> EXERCISE TASK
Copy each line of the data below exactly, leaving out pictures.

> DATASET CONTENT

● ● ● ● ● ● ●

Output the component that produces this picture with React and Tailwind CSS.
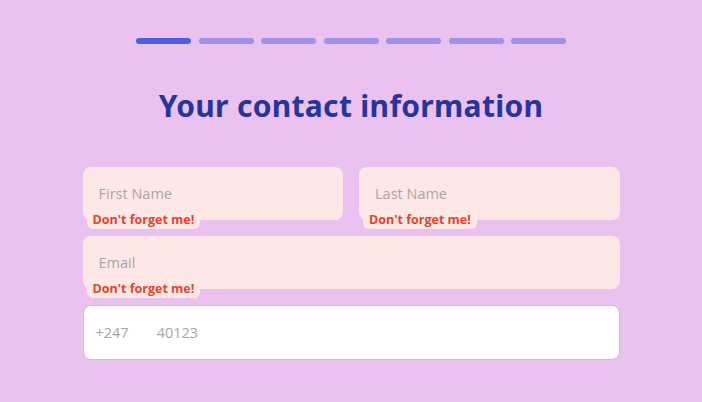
import React from 'react';

const steps = [0, 1, 2, 3, 4, 5, 6];

const Field = ({ placeholder, className = '' }) => (
  <div className={`relative ${className}`}>
    <div className="h-[53px] rounded-lg bg-[#fde8e7] flex items-center px-4 text-[14.5px] text-[#a9a5a5]">
      {placeholder}
    </div>
    <div className="absolute left-[4px] top-[44px] rounded-b-md bg-[#fde8e7] px-[6px] pt-[1px] pb-[1px] text-[12.5px] font-bold leading-[16px] text-[#e2452d]">
      Don't forget me!
    </div>
  </div>
);

export default function App() {
  return (
    <div
      className="w-[702px] h-[402px] bg-[#ebc1ef] overflow-hidden"
      style={{ fontFamily: '"Open Sans", "Liberation Sans", sans-serif' }}
    >
      <div className="flex justify-center gap-[7.5px] pt-[38px]">
        {steps.map((s) => (
          <div
            key={s}
            className={`h-[6px] w-[55px] rounded-full ${s === 0 ? 'bg-[#4f5de3]' : 'bg-[#9e91e8]'}`}
          />
        ))}
      </div>

      <h1
        className="mt-[44px] text-center text-[30px] font-bold leading-[36px] tracking-[0.3px] text-[#26359b]"
        style={{ fontFamily: '"Noto Sans", sans-serif' }}
      >
        Your contact information
      </h1>

      <div className="mx-auto mt-[43px] w-[537px] flex flex-col gap-[16px]">
        <div className="grid grid-cols-2 gap-[16px]">
          <Field placeholder="First Name" />
          <Field placeholder="Last Name" />
        </div>
        <Field placeholder="Email" />
        <div className="h-[55px] rounded-lg bg-white border border-[#cbbfcc] flex items-center px-[12px] text-[14.5px] text-[#a9a5a5]">
          <span>+247</span>
          <span className="ml-[28px]">40123</span>
        </div>
      </div>
    </div>
  );
}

● ● ● ● ● ● ●

> ANSWER TO THIS EXERCISE
Output the component that produces this picture with React and Tailwind CSS.
import React from 'react';

const steps = [0, 1, 2, 3, 4, 5, 6];

const Field = ({ placeholder, className = '' }) => (
  <div className={`relative ${className}`}>
    <div className="h-[53px] rounded-lg bg-[#fde8e7] flex items-center px-4 text-[14.5px] text-[#a9a5a5]">
      {placeholder}
    </div>
    <div className="absolute left-[4px] top-[44px] rounded-b-md bg-[#fde8e7] px-[6px] pt-[1px] pb-[1px] text-[12.5px] font-bold leading-[16px] text-[#e2452d]">
      Don't forget me!
    </div>
  </div>
);

export default function App() {
  return (
    <div
      className="w-[702px] h-[402px] bg-[#ebc1ef] overflow-hidden"
      style={{ fontFamily: '"Open Sans", "Liberation Sans", sans-serif' }}
    >
      <div className="flex justify-center gap-[7.5px] pt-[38px]">
        {steps.map((s) => (
          <div
            key={s}
            className={`h-[6px] w-[55px] rounded-full ${s === 0 ? 'bg-[#4f5de3]' : 'bg-[#9e91e8]'}`}
          />
        ))}
      </div>

      <h1
        className="mt-[44px] text-center text-[30px] font-bold leading-[36px] tracking-[0.3px] text-[#26359b]"
        style={{ fontFamily: '"Noto Sans", sans-serif' }}
      >
        Your contact information
      </h1>

      <div className="mx-auto mt-[43px] w-[537px] flex flex-col gap-[16px]">
        <div className="grid grid-cols-2 gap-[16px]">
          <Field placeholder="First Name" />
          <Field placeholder="Last Name" />
        </div>
        <Field placeholder="Email" />
        <div className="h-[55px] rounded-lg bg-white border border-[#cbbfcc] flex items-center px-[12px] text-[14.5px] text-[#a9a5a5]">
          <span>+247</span>
          <span className="ml-[28px]">40123</span>
        </div>
      </div>
    </div>
  );
}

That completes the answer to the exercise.